If there were no First Amendment, would we still have the freedom of speech? The answer, like many in the law, depends on what values underlie the legal system. If the government is the source of our rights, then without the First Amendment's guarantees of free speech, any government could legally punish you for saying words and expressing thoughts it hated or feared; and it could even silence you before you spoke.
On the other hand, if our rights come from our humanity and our humanity is a gift from God, then we would still enjoy the freedom of speech, whether it is insulated from government interference by the First Amendment or not. The wording of the First Amendment itself gives us a peek at what its authors thought. They wrote: "Congress shall make no law ... abridging the freedom of speech." It doesn't say that Congress shall grant freedom of speech; rather, it prohibits Congress from interfering with it. And by referring to free speech as the freedom of speech, the drafters recognized that the freedom of speech already existed before the country that they were founding even came to be.

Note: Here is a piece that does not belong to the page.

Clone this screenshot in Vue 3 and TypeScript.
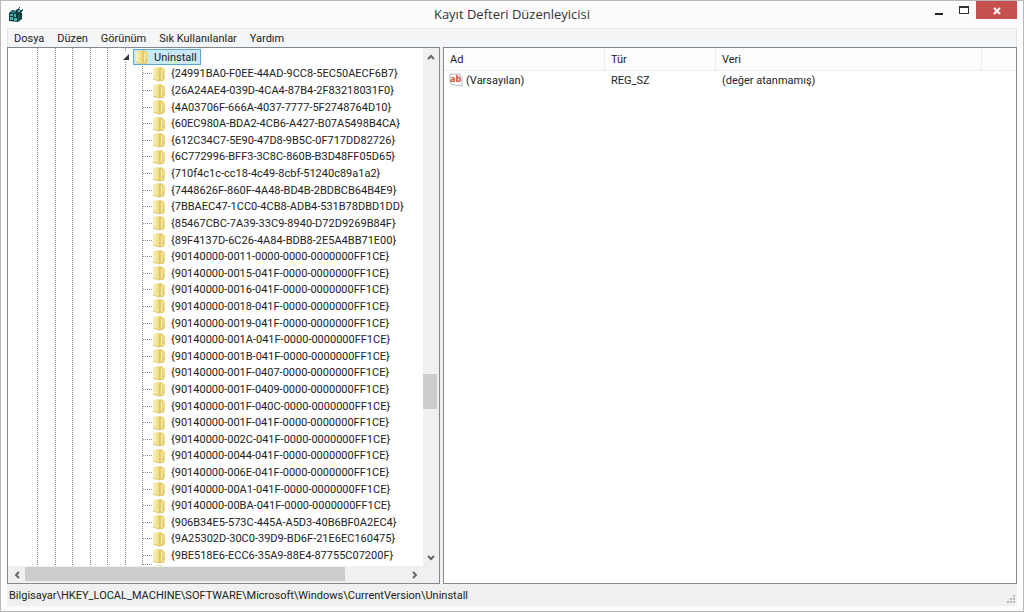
<script setup lang="ts">
import { ref } from 'vue'

interface RegistryValue {
  name: string
  type: string
  data: string
}

const title = 'Kayıt Defteri Düzenleyicisi'
const menus = ['Dosya', 'Düzen', 'Görünüm', 'Sık Kullanılanlar', 'Yardım']
const root = 'Uninstall'
const selected = ref(root)
const keys: string[] = [
  '{24991BA0-F0EE-44AD-9CC8-5EC50AECF6B7}',
  '{26A24AE4-039D-4CA4-87B4-2F83218031F0}',
  '{4A03706F-666A-4037-7777-5F2748764D10}',
  '{60EC980A-BDA2-4CB6-A427-B07A5498B4CA}',
  '{612C34C7-5E90-47D8-9B5C-0F717DD82726}',
  '{6C772996-BFF3-3C8C-860B-B3D48FF05D65}',
  '{710f4c1c-cc18-4c49-8cbf-51240c89a1a2}',
  '{7448626F-860F-4A48-BD4B-2BDBCB64B4E9}',
  '{7BBAEC47-1CC0-4CB8-ADB4-531B78DBD1DD}',
  '{85467CBC-7A39-33C9-8940-D72D9269B84F}',
  '{89F4137D-6C26-4A84-BDB8-2E5A4BB71E00}',
  '{90140000-0011-0000-0000-0000000FF1CE}',
  '{90140000-0015-041F-0000-0000000FF1CE}',
  '{90140000-0016-041F-0000-0000000FF1CE}',
  '{90140000-0018-041F-0000-0000000FF1CE}',
  '{90140000-0019-041F-0000-0000000FF1CE}',
  '{90140000-001A-041F-0000-0000000FF1CE}',
  '{90140000-001B-041F-0000-0000000FF1CE}',
  '{90140000-001F-0407-0000-0000000FF1CE}',
  '{90140000-001F-0409-0000-0000000FF1CE}',
  '{90140000-001F-040C-0000-0000000FF1CE}',
  '{90140000-001F-041F-0000-0000000FF1CE}',
  '{90140000-002C-041F-0000-0000000FF1CE}',
  '{90140000-0044-041F-0000-0000000FF1CE}',
  '{90140000-006E-041F-0000-0000000FF1CE}',
  '{90140000-00A1-041F-0000-0000000FF1CE}',
  '{90140000-00BA-041F-0000-0000000FF1CE}',
  '{906B34E5-573C-445A-A5D3-40B6BF0A2EC4}',
  '{9A25302D-30C0-39D9-BD6F-21E6EC160475}',
  '{9BE518E6-ECC6-35A9-88E4-87755C07200F}',
]
const values: RegistryValue[] = [
  { name: '(Varsayılan)', type: 'REG_SZ', data: '(değer atanmamış)' },
]
const path = 'Bilgisayar\\HKEY_LOCAL_MACHINE\\SOFTWARE\\Microsoft\\Windows\\CurrentVersion\\Uninstall'
</script>

<template>
  <div class="window">
    <svg class="defs" aria-hidden="true">
      <defs>
        <linearGradient id="leaf" x1="0" x2="1" y1="0" y2="0">
          <stop offset="0" stop-color="#faf2bd" />
          <stop offset="1" stop-color="#ecd978" />
        </linearGradient>
        <linearGradient id="cover" x1="0" x2="1" y1="0" y2="0">
          <stop offset="0" stop-color="#dfc45c" />
          <stop offset="1" stop-color="#f3e190" />
        </linearGradient>
        <symbol id="folder" viewBox="0 0 14 16">
          <path d="M1 3 Q1 2 2 2 L6 1 L8 2 V15 L2 14 Q1 14 1 13 Z" fill="url(#leaf)" />
          <path d="M7 2 L8 1 L11 2 L13 4 V13 L12 14 L7 15 Z" fill="url(#cover)" />
          <path d="M9 3 L10 4 V13 L9 14 Z" fill="#f8ecad" />
          <path d="M1 13 L7 15 L12 14" fill="none" stroke="#dcc871" />
          <path d="M11 11 H12" stroke="#9a9f86" />
        </symbol>
      </defs>
    </svg>

    <header class="titlebar">
      <svg class="app-icon" viewBox="0 0 16 16" aria-hidden="true">
        <path d="M1 6 L4 3 L9 4 L9 6 L14 6 V12 L10 15 L1 14 Z" fill="#0d3b40" />
        <path d="M2 7 H5 V9 H2 Z M6 7 H8 V10 H6 Z M2 10 H5 V13 H2 Z M6 11 H9 V14 H6 Z" fill="#45b3a6" />
        <path d="M3 4 H7 L8 6 H3 Z" fill="#247d7d" />
        <path d="M10 8 H12 V13 L10 14 Z" fill="#16595e" />
        <path d="M8 3 L11 1 L12 3 L15 3 L13 6 L11 7 L8 6 Z" fill="#173e48" />
        <path d="M10 3 H12 V5 H10 Z" fill="#6bb4bb" />
        <path d="M11 0 H12 V1 H11 Z M14 2 H15 V3 H14 Z" fill="#3a5660" />
      </svg>
      <h1>{{ title }}</h1>
      <div class="controls">
        <button type="button" class="control minimize" aria-label="Simge durumuna küçült">
          <svg viewBox="0 0 10 10" aria-hidden="true"><path d="M1 8 H9 V10 H1 Z" fill="#222" /></svg>
        </button>
        <button type="button" class="control maximize" aria-label="Ekranı kapla">
          <svg viewBox="0 0 10 10" aria-hidden="true">
            <path d="M0 1 H10 V9 H0 Z M1 3 V8 H9 V3 Z" fill="#333" fill-rule="evenodd" />
          </svg>
        </button>
        <button type="button" class="control close" aria-label="Kapat">
          <svg viewBox="0 0 10 10" aria-hidden="true"><path d="M2 3 L8 9 M8 3 L2 9" stroke="#fff" stroke-width="2" /></svg>
        </button>
      </div>
    </header>

    <nav class="menubar" aria-label="Menü">
      <button v-for="item in menus" :key="item" type="button">{{ item }}</button>
    </nav>

    <main class="panes">
      <section class="tree-pane" aria-label="Anahtarlar">
        <div class="tree-view">
          <div class="guides" aria-hidden="true">
            <span v-for="n in 7" :key="n" class="guide"></span>
          </div>
          <ul class="tree" role="tree">
            <li class="row root" role="treeitem" aria-expanded="true">
              <button type="button" class="expander" aria-label="Daralt">
                <svg viewBox="0 0 6 6" aria-hidden="true"><path d="M6 0 V6 H0 Z" fill="#333" /></svg>
              </button>
              <span class="stub"></span>
              <button type="button" class="key" :class="{ selected: selected === root }" @click="selected = root">
                <svg class="folder" aria-hidden="true"><use href="#folder" /></svg>
                <span>{{ root }}</span>
              </button>
            </li>
            <li v-for="key in keys" :key="key" class="row child" role="treeitem">
              <span class="branch"></span>
              <button type="button" class="key" :class="{ selected: selected === key }" @click="selected = key">
                <svg class="folder" aria-hidden="true"><use href="#folder" /></svg>
                <span>{{ key }}</span>
              </button>
            </li>
            <li class="row child clipped" aria-hidden="true">
              <span class="branch"></span>
              <svg class="folder"><use href="#folder" /></svg>
            </li>
          </ul>
        </div>
        <div class="vscroll">
          <button type="button" aria-label="Yukarı kaydır">
            <svg viewBox="0 0 8 8" aria-hidden="true"><path d="M1 6 L4 3 L7 6" /></svg>
          </button>
          <div class="track"><div class="thumb"></div></div>
          <button type="button" aria-label="Aşağı kaydır">
            <svg viewBox="0 0 8 8" aria-hidden="true"><path d="M1 2 L4 5 L7 2" /></svg>
          </button>
        </div>
        <div class="hscroll">
          <button type="button" aria-label="Sola kaydır">
            <svg viewBox="0 0 8 8" aria-hidden="true"><path d="M6 1 L3 4 L6 7" /></svg>
          </button>
          <div class="track"><div class="thumb"></div></div>
          <button type="button" aria-label="Sağa kaydır">
            <svg viewBox="0 0 8 8" aria-hidden="true"><path d="M2 1 L5 4 L2 7" /></svg>
          </button>
        </div>
      </section>

      <section class="value-pane" aria-label="Değerler">
        <table>
          <colgroup>
            <col class="col-name" />
            <col class="col-type" />
            <col class="col-data" />
            <col />
          </colgroup>
          <thead>
            <tr>
              <th scope="col">Ad</th>
              <th scope="col">Tür</th>
              <th scope="col">Veri</th>
              <td></td>
            </tr>
          </thead>
          <tbody>
            <tr v-for="value in values" :key="value.name">
              <td>
                <span class="value-name">
                  <svg viewBox="0 0 14 14" aria-hidden="true">
                    <path d="M1 1 H10 L13 4 V13 L10 12 L7 13 L5 11 L3 12 L1 10 Z" fill="#fff" stroke="#b4b8bd" />
                    <path d="M10 1 V4 H13" fill="none" stroke="#c4c7cb" />
                    <text x="1" y="9">ab</text>
                  </svg>
                  <span>{{ value.name }}</span>
                </span>
              </td>
              <td>{{ value.type }}</td>
              <td>{{ value.data }}</td>
              <td></td>
            </tr>
          </tbody>
        </table>
      </section>
    </main>

    <footer class="status">
      <span>{{ path }}</span>
      <svg viewBox="0 0 8 8" aria-hidden="true">
        <path d="M6 0h2v2h-2z M3 3h2v2h-2z M6 3h2v2h-2z M0 6h2v2h-2z M3 6h2v2h-2z M6 6h2v2h-2z" fill="#b8b8b8" />
      </svg>
    </footer>
  </div>
</template>

<style>
body {
  margin: 0;
}
</style>

<style scoped>
.window {
  box-sizing: border-box;
  display: flex;
  flex-direction: column;
  height: 100vh;
  padding: 0 6px 5px;
  border: 1px solid #b9b9bb;
  background: #fcfcfc;
  color: #222;
  font: 11px/17px Roboto, "Open Sans", sans-serif;
}
button {
  margin: 0;
  padding: 0;
  border: 0;
  background: none;
  color: inherit;
  font: inherit;
}
.defs {
  position: absolute;
  width: 0;
  height: 0;
}
.titlebar {
  display: grid;
  grid-template-columns: 1fr auto 1fr;
  flex: none;
  height: 27px;
}
.app-icon {
  width: 16px;
  height: 16px;
  margin: 6px 0 0 1px;
}
h1 {
  margin: 0;
  color: #333;
  font: 400 13px/26px "Open Sans", "Noto Sans", sans-serif;
}
.controls {
  display: flex;
  align-items: flex-start;
  justify-content: flex-end;
}
.control {
  display: grid;
  place-items: center;
  width: 25px;
  height: 18px;
}
.control svg {
  width: 10px;
  height: 10px;
}
.close {
  width: 41px;
  background: #c75050;
}
.menubar {
  display: flex;
  flex: none;
  gap: 13px;
  height: 18px;
  padding: 0 6px;
  border: 1px solid #e4e4e6;
  border-bottom: 0;
  background: #f4f5f7;
}
.panes {
  display: flex;
  flex: 1;
  gap: 3px;
  min-height: 0;
  background: #f0f0f0;
}
.tree-pane,
.value-pane {
  box-sizing: border-box;
  border: 1px solid #828790;
  background: #fff;
}
.tree-pane {
  display: grid;
  grid-template: minmax(0, 1fr) 17px / minmax(0, 1fr) 16px;
  flex: 0 0 433px;
}
.tree-view {
  display: grid;
  overflow: hidden;
}
.guides,
.tree {
  grid-area: 1 / 1;
  min-height: 0;
}
.guides {
  display: flex;
  width: 123px;
  padding-left: 29px;
  box-sizing: content-box;
}
.guide {
  flex: 1;
  background: repeating-linear-gradient(#8c8c8c 0 1px, #fff 1px 2px) no-repeat left / 1px 100%;
}
.guide:last-child {
  margin-top: 16px;
}
.tree {
  display: flex;
  flex-direction: column;
  margin: 0;
  padding: 1px 0 0;
  list-style: none;
}
.row {
  display: flex;
  flex: 1;
  align-items: center;
  min-height: 0;
}
.root {
  padding-left: 114px;
}
.expander {
  display: grid;
  place-items: center;
  width: 8px;
  height: 10px;
  background: #fff;
}
.expander svg {
  width: 6px;
  height: 6px;
}
.stub {
  width: 3px;
}
.child {
  padding-left: 135px;
}
.branch {
  width: 9px;
  height: 1px;
  background: repeating-linear-gradient(90deg, #8c8c8c 0 1px, #fff 1px 2px);
}
.key {
  display: flex;
  align-items: center;
  gap: 5px;
  height: 16px;
  white-space: nowrap;
}
.folder {
  flex: none;
  width: 14px;
  height: 16px;
}
.root .key {
  padding: 0 3px 0 1px;
  border: 1px solid transparent;
}
.key.selected {
  border: 1px solid #58a8cf;
  background: #cbe8f6;
}
.clipped {
  flex: 0 0 2px;
  align-items: flex-start;
  overflow: hidden;
}
.vscroll,
.hscroll {
  display: flex;
  background: #f0f0f0;
}
.vscroll {
  flex-direction: column;
}
.hscroll {
  grid-column: 1 / -1;
  padding-right: 16px;
}
.vscroll button,
.hscroll button {
  display: grid;
  flex: none;
  place-items: center;
  width: 15px;
  height: 17px;
}
.hscroll button {
  width: 17px;
}
.vscroll svg,
.hscroll svg {
  width: 8px;
  height: 8px;
  fill: none;
  stroke: #666;
  stroke-width: 2;
}
.track {
  display: flex;
  flex: 1;
}
.vscroll .track {
  flex-direction: column;
  justify-content: flex-end;
  padding-bottom: 140px;
}
.thumb {
  background: #cdcdcd;
}
.vscroll .thumb {
  height: 35px;
  margin-right: 2px;
}
.hscroll .thumb {
  width: 320px;
  margin: 1px 0 2px;
}
.value-pane {
  flex: 1;
  min-width: 0;
}
table {
  width: 100%;
  border-collapse: separate;
  border-spacing: 0;
  table-layout: fixed;
}
.col-name {
  width: 161px;
}
.col-type {
  width: 111px;
}
.col-data {
  width: 266px;
}
th,
td {
  padding: 0 6px;
  font-weight: 400;
  text-align: left;
  white-space: nowrap;
}
thead th,
thead td {
  height: 22px;
  border-bottom: 1px solid #ececee;
  background: #fdfdfd;
}
thead th {
  border-right: 1px solid #ececee;
}
tbody td {
  height: 18px;
}
tbody td:first-child {
  padding-left: 5px;
}
.value-name {
  display: flex;
  align-items: center;
  gap: 3px;
}
.value-name svg {
  width: 14px;
  height: 14px;
}
.value-name text {
  fill: #d04a2c;
  font: 700 9px "Open Sans", sans-serif;
}
.status {
  display: flex;
  flex: none;
  align-items: center;
  justify-content: space-between;
  height: 22px;
  padding: 0 2px;
  background: #f0f0f0;
}
.status svg {
  align-self: flex-end;
  width: 8px;
  height: 8px;
  margin-bottom: 3px;
}
</style>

The same founders who drafted the First Amendment also accepted Thomas Jefferson's values articulated in the Declaration of Independence that we are endowed by our "Creator with certain inalienable rights, (and) that among these are life, liberty, and the pursuit of happiness." It is clear beyond serious dispute from just scratching the surface of history that wedded to this country at its birth is the Judeo-Christian concept of the natural law. The natural law is the self-evident truth that our rights come from our humanity; that we have them by virtue of our mortal existence; that they do not depend upon government for their existence; that they do not vary as a consequence of where we are now or where our mothers were when we were born; and thus we remain fully endowed of these rights so long as we live, wherever we go. If you believe that we are the present result not of a supreme being, but of natural selection, you can accept as the founders did that humanity -- and not government -- is the repository of freedom.